■ **Your goal**:
Keep every line where the word "code" appears; drop the rest.

■ **Material for the task**:
──────────────────────────────
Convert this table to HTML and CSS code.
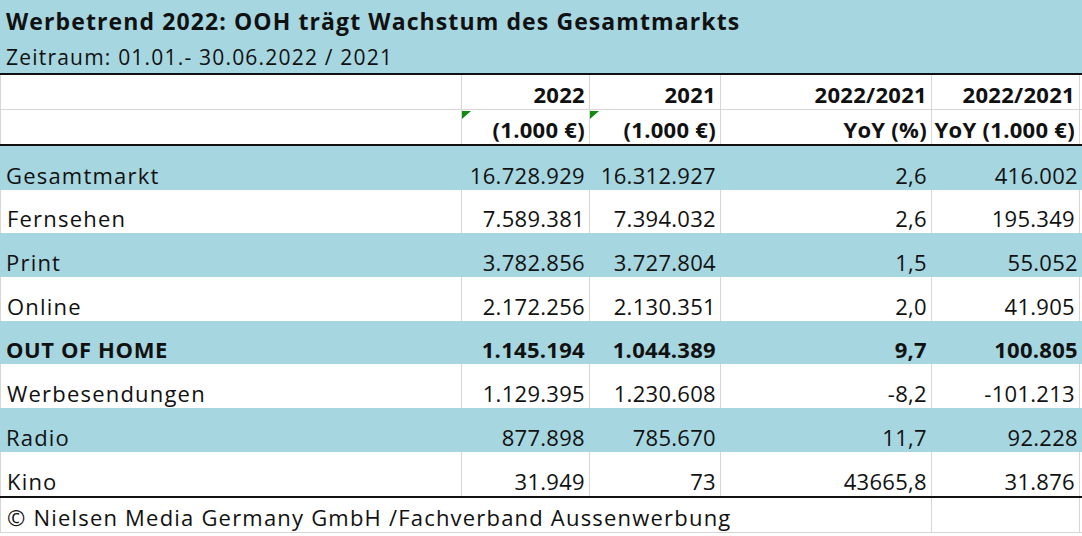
FILE: index.html
```html
<!DOCTYPE html>
<html lang="de">
<head>
<meta charset="utf-8">
<title>Werbetrend 2022</title>
<link rel="stylesheet" href="styles.css">
</head>
<body>
<div class="sheet">
  <div class="band">
    <div class="title">Werbetrend 2022: OOH trägt Wachstum des Gesamtmarkts</div>
    <div class="subtitle">Zeitraum: 01.01.- 30.06.2022 / 2021</div>
  </div>
  <div class="rule"></div>
  <div class="row head head1">
    <div class="cell label"></div>
    <div class="cell num">2022</div>
    <div class="cell num">2021</div>
    <div class="cell num">2022/2021</div>
    <div class="cell num">2022/2021</div>
  </div>
  <div class="row head head2">
    <div class="cell label"></div>
    <div class="cell num flagged"><span class="flag"></span>(1.000 €)</div>
    <div class="cell num flagged"><span class="flag"></span>(1.000 €)</div>
    <div class="cell num">YoY (%)</div>
    <div class="cell num">YoY (1.000 €)</div>
  </div>
  <div class="rule"></div>
  <div class="row data blue r44">
    <div class="cell label">Gesamtmarkt</div>
    <div class="cell num">16.728.929</div>
    <div class="cell num">16.312.927</div>
    <div class="cell num">2,6</div>
    <div class="cell num">416.002</div>
  </div>
  <div class="row data white r43">
    <div class="cell label">Fernsehen</div>
    <div class="cell num">7.589.381</div>
    <div class="cell num">7.394.032</div>
    <div class="cell num">2,6</div>
    <div class="cell num">195.349</div>
  </div>
  <div class="row data blue r44">
    <div class="cell label">Print</div>
    <div class="cell num">3.782.856</div>
    <div class="cell num">3.727.804</div>
    <div class="cell num">1,5</div>
    <div class="cell num">55.052</div>
  </div>
  <div class="row data white r44">
    <div class="cell label">Online</div>
    <div class="cell num">2.172.256</div>
    <div class="cell num">2.130.351</div>
    <div class="cell num">2,0</div>
    <div class="cell num">41.905</div>
  </div>
  <div class="row data blue r43 bold">
    <div class="cell label">OUT OF HOME</div>
    <div class="cell num">1.145.194</div>
    <div class="cell num">1.044.389</div>
    <div class="cell num">9,7</div>
    <div class="cell num">100.805</div>
  </div>
  <div class="row data white r44">
    <div class="cell label">Werbesendungen</div>
    <div class="cell num">1.129.395</div>
    <div class="cell num">1.230.608</div>
    <div class="cell num">-8,2</div>
    <div class="cell num">-101.213</div>
  </div>
  <div class="row data blue r44">
    <div class="cell label">Radio</div>
    <div class="cell num">877.898</div>
    <div class="cell num">785.670</div>
    <div class="cell num">11,7</div>
    <div class="cell num">92.228</div>
  </div>
  <div class="row data white r44">
    <div class="cell label">Kino</div>
    <div class="cell num">31.949</div>
    <div class="cell num">73</div>
    <div class="cell num">43665,8</div>
    <div class="cell num">31.876</div>
  </div>
  <div class="rule"></div>
  <div class="row foot">
    <div class="cell label source">© Nielsen Media Germany GmbH /Fachverband Aussenwerbung</div>
    <div class="cell num"></div>
  </div>
</div>
</body>
</html>
```
FILE: styles.css
```css
html, body {
  margin: 0;
  padding: 0;
  background: #ffffff;
}

.sheet {
  width: 1082px;
  font-family: "Open Sans", "Noto Sans", sans-serif;
  color: #111111;
  font-size: 22px;
  letter-spacing: 1.2px;
}

.band {
  background: #a6d6e0;
  height: 73px;
  padding-left: 6px;
  box-sizing: border-box;
  display: flex;
  flex-direction: column;
}

.title {
  font-weight: 700;
  font-size: 23px;
  letter-spacing: 1.1px;
  line-height: 26px;
  padding-top: 8px;
}

.subtitle {
  line-height: 26px;
  padding-top: 10px;
  font-size: 21px;
}

.rule {
  height: 2px;
  background: #111111;
}

.row {
  display: grid;
  grid-template-columns: 461px 128px 131px 211px 151px;
  box-sizing: border-box;
}

.cell {
  display: flex;
  align-items: flex-end;
  box-sizing: border-box;
  white-space: nowrap;
  line-height: 26px;
}

.label {
  padding-left: 6px;
  justify-content: flex-start;
}

.num {
  justify-content: flex-end;
  padding-right: 4px;
  letter-spacing: 0.3px;
}

.head {
  height: 35px;
  font-weight: 700;
}

.head .cell {
  padding-bottom: 2px;
  border-left: 1px solid #d6d6d6;
}

.head .cell:last-child {
  border-right: 1px solid #d6d6d6;
  margin-right: 2px;
}

.head1 {
  border-bottom: 1px solid #d6d6d6;
}

.head2 {
  height: 34px;
}

.flagged {
  position: relative;
}

.flag {
  position: absolute;
  left: 0;
  top: 1px;
  width: 9px;
  height: 8px;
  background: #138a13;
  clip-path: polygon(0 0, 100% 0, 0 100%);
}

.data .cell {
  padding-bottom: 2px;
}

.r44 { height: 44px; }
.r43 { height: 43px; }

.blue {
  background: #a6d6e0;
}

.white .cell {
  border-left: 1px solid #d6d6d6;
}

.white .cell:last-child {
  border-right: 1px solid #d6d6d6;
  margin-right: 2px;
}

.bold {
  font-weight: 700;
}

.bold .label {
  letter-spacing: 0.6px;
}

.foot {
  grid-template-columns: 931px 151px;
  height: 35px;
  border-bottom: 1px solid #d6d6d6;
}

.foot .cell {
  padding-bottom: 2px;
  border-left: 1px solid #d6d6d6;
}

.foot .cell:last-child {
  border-right: 1px solid #d6d6d6;
  margin-right: 2px;
}
```
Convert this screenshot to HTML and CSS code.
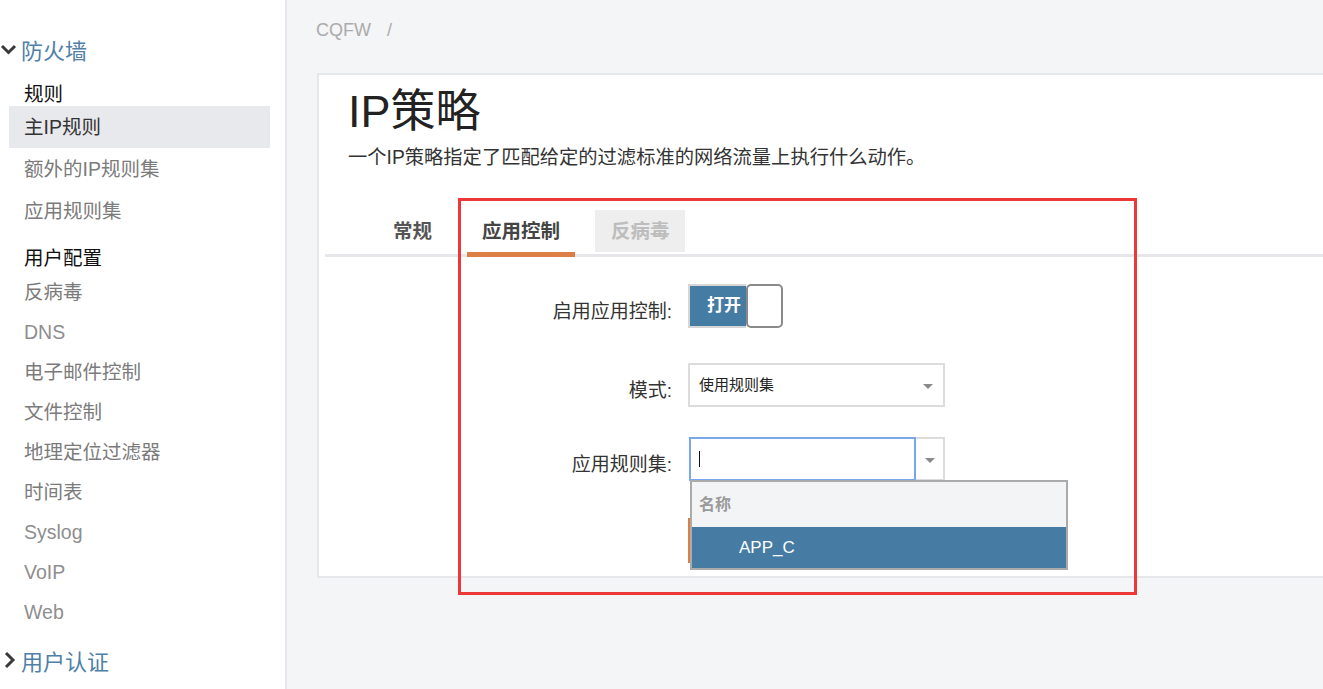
FILE: index.html
```html
<!DOCTYPE html>
<html lang="zh-CN">
<head>
<meta charset="utf-8">
<title>IP策略</title>
<link rel="stylesheet" href="styles.css">
</head>
<body>
<div class="page">
  <aside class="sidebar">
    <div class="sec-head">
      <svg class="chev" width="18" height="14" viewBox="0 0 18 14"><polyline points="2,4 8.5,10.5 15,4" fill="none" stroke="#3a3a3a" stroke-width="3"/></svg>
      <span>防火墙</span>
    </div>
    <div class="group-title">规则</div>
    <div class="items items-lg">
      <div class="item active">主IP规则</div>
      <div class="item">额外的IP规则集</div>
      <div class="item">应用规则集</div>
    </div>
    <div class="group-title second">用户配置</div>
    <div class="items items-second">
      <div class="item">反病毒</div>
      <div class="item latin">DNS</div>
      <div class="item">电子邮件控制</div>
      <div class="item">文件控制</div>
      <div class="item">地理定位过滤器</div>
      <div class="item">时间表</div>
      <div class="item latin">Syslog</div>
      <div class="item latin">VoIP</div>
      <div class="item latin">Web</div>
    </div>
    <div class="sec-head last">
      <svg class="chev" width="18" height="20" viewBox="0 0 18 20"><polyline points="6,3 13,10 6,17" fill="none" stroke="#3a3a3a" stroke-width="3"/></svg>
      <span>用户认证</span>
    </div>
  </aside>

  <main class="main">
    <div class="breadcrumb"><span>CQFW</span><span class="sep">/</span></div>
    <section class="card">
      <div class="card-head">
        <h1 class="title">IP策略</h1>
        <p class="subtitle">一个IP策略指定了匹配给定的过滤标准的网络流量上执行什么动作。</p>
      </div>
      <div class="tabs">
        <div class="tab">常规</div>
        <div class="tab active">应用控制</div>
        <div class="tab disabled">反病毒</div>
      </div>
      <div class="form">
        <div class="row row-toggle">
          <label class="label">启用应用控制:</label>
          <div class="toggle">
            <div class="toggle-on">打开</div>
            <div class="knob"></div>
          </div>
        </div>
        <div class="row row-select">
          <label class="label">模式:</label>
          <div class="select">
            <span class="select-text">使用规则集</span>
            <span class="arrow-box"><span class="caret"></span></span>
          </div>
        </div>
        <div class="row row-combo">
          <label class="label">应用规则集:</label>
          <div class="combo">
            <div class="combo-input"><span class="cursor"></span></div>
            <div class="arrow-box combo-arrow"><span class="caret"></span></div>
            <div class="dropdown">
              <div class="dd-head">名称</div>
              <div class="dd-item">APP_C</div>
            </div>
          </div>
        </div>
        <div class="row row-button">
          <span></span>
          <button class="save-btn" type="button" aria-label="保存"></button>
        </div>
      </div>
    </section>
  </main>
</div>
<div class="annotation"></div>
</body>
</html>
```
FILE: styles.css
```css
html, body {
  margin: 0;
  padding: 0;
  height: 100%;
}
body {
  font-family: "Liberation Sans", "Noto Sans CJK SC", sans-serif;
  color: #333;
  background: #f4f5f7;
  overflow: hidden;
}
.page {
  display: flex;
  height: 689px;
}

/* Sidebar */
.sidebar {
  width: 287px;
  flex: none;
  box-sizing: border-box;
  background: #fff;
  border-right: 2px solid #e7e8eb;
  padding-top: 34px;
}
.sec-head {
  display: flex;
  align-items: center;
  gap: 3px;
  height: 30px;
  font-size: 22px;
  color: #4f80a8;
}
.sec-head .chev { flex: none; }
.sec-head.last {
  margin-top: 13px;
}
.group-title {
  margin-top: 18px;
  padding-left: 24px;
  height: 24px;
  line-height: 24px;
  font-size: 19.5px;
  color: #111;
}
.group-title.second {
  margin-top: 13px;
  height: 26px;
  line-height: 26px;
}
.item {
  margin: 0 15px 0 9px;
  padding-left: 15px;
  height: 40px;
  line-height: 40px;
  font-size: 19.5px;
  color: #7b7b7b;
}
.item.latin {
  color: #8e8e8e;
}
.items-lg .item {
  height: 42px;
  line-height: 42px;
}
.items-second {
  padding-top: 1px;
}
.item.active {
  background: #e8e9ec;
  color: #333;
}

/* Main */
.main {
  flex: 1;
  min-width: 0;
  overflow: hidden;
  padding-left: 29px;
}
.breadcrumb {
  padding-top: 18px;
  height: 24px;
  line-height: 24px;
  font-size: 18px;
  color: #ababab;
}
.breadcrumb .sep {
  margin-left: 16px;
}
.card {
  margin: 31px -40px 0 1px;
  background: #fff;
  border: 2px solid #e6e7ea;
  padding-bottom: 13px;
}
.card-head {
  padding: 10px 0 0 29px;
}
.title {
  margin: 0;
  font-size: 45px;
  font-weight: normal;
  line-height: 54px;
  color: #222;
}
.subtitle {
  margin: 6px 0 0;
  font-size: 19.3px;
  line-height: 26px;
  color: #333;
}

/* Tabs */
.tabs {
  margin: 39px 0 0 6px;
  display: flex;
  gap: 20px;
  padding-left: 53px;
  padding-bottom: 2px;
  border-bottom: 3px solid #e6e7ea;
}
.tab {
  position: relative;
  height: 42px;
  line-height: 42px;
  padding: 0 15px;
  font-size: 19.5px;
  font-weight: bold;
  color: #555;
}
.tab.active {
  color: #444;
}
.tab.active::after {
  content: "";
  position: absolute;
  left: 0;
  right: 0;
  bottom: -5px;
  height: 5px;
  background: #dc7e45;
}
.tab.disabled {
  background: #eeeeee;
  color: #bdbdbd;
  padding: 0 15px 0 16px;
}

/* Form */
.form {
  margin-top: 27px;
}
.row {
  display: grid;
  grid-template-columns: 353px auto;
  column-gap: 16px;
  align-items: center;
}
.row-select { margin-top: 35px; }
.row-combo { margin-top: 30px; }
.row-button { margin-top: 37px; }
.label {
  text-align: right;
  font-size: 19px;
  color: #333;
  padding-top: 6px;
}

.toggle {
  display: flex;
  width: 95px;
  height: 44px;
}
.toggle-on {
  width: 58px;
  box-sizing: border-box;
  background: #457ca4;
  border: 2px solid #d6d6d6;
  border-right: none;
  color: #fff;
  font-weight: bold;
  font-size: 17px;
  line-height: 40px;
  padding-left: 17px;
}
.knob {
  width: 37px;
  box-sizing: border-box;
  border: 2px solid #8a8a8a;
  border-radius: 5px;
  background: #fff;
}

.select {
  display: flex;
  align-items: center;
  width: 257px;
  height: 44px;
  box-sizing: border-box;
  border: 2px solid #dcdcdc;
}
.select-text {
  flex: 1;
  padding-left: 9px;
  font-size: 15px;
  color: #222;
  margin-top: -3px;
}
.arrow-box {
  width: 30px;
  display: flex;
  align-items: center;
  justify-content: center;
  align-self: stretch;
}
.caret {
  width: 0;
  height: 0;
  border-left: 5px solid transparent;
  border-right: 5px solid transparent;
  border-top: 5px solid #8a8a8a;
  margin-top: 2px;
}

.combo {
  position: relative;
  display: flex;
  width: 257px;
  height: 44px;
}
.combo-input {
  width: 227px;
  box-sizing: border-box;
  border: 2px solid #79a7ec;
  display: flex;
  align-items: center;
  padding-left: 8px;
  margin-left: 1px;
}
.cursor {
  width: 1px;
  height: 16px;
  background: #111;
}
.combo-arrow {
  box-sizing: border-box;
  border: 2px solid #dcdcdc;
  border-left: none;
  width: 29px;
}
.dropdown {
  position: absolute;
  top: 43px;
  left: 2px;
  width: 378px;
  box-sizing: border-box;
  border: 2px solid #ababab;
  background: #f3f4f6;
  z-index: 2;
}
.dd-head {
  height: 45px;
  line-height: 45px;
  padding-left: 7px;
  font-size: 16px;
  font-weight: bold;
  color: #9a9a9a;
}
.dd-item {
  height: 41px;
  line-height: 41px;
  background: #467ca3;
  color: #fff;
  font-size: 17px;
  padding-left: 47px;
}

.save-btn {
  width: 100px;
  height: 45px;
  border: none;
  padding: 0;
  background: #dc7e45;
}

/* Annotation box */
.annotation {
  position: absolute;
  left: 458px;
  top: 198px;
  width: 679px;
  height: 397px;
  box-sizing: border-box;
  border: 3px solid #ee3838;
  pointer-events: none;
  z-index: 5;
}
```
──────────────────────────────
■ **Answer for this exercise**:
Convert this table to HTML and CSS code.
Convert this screenshot to HTML and CSS code.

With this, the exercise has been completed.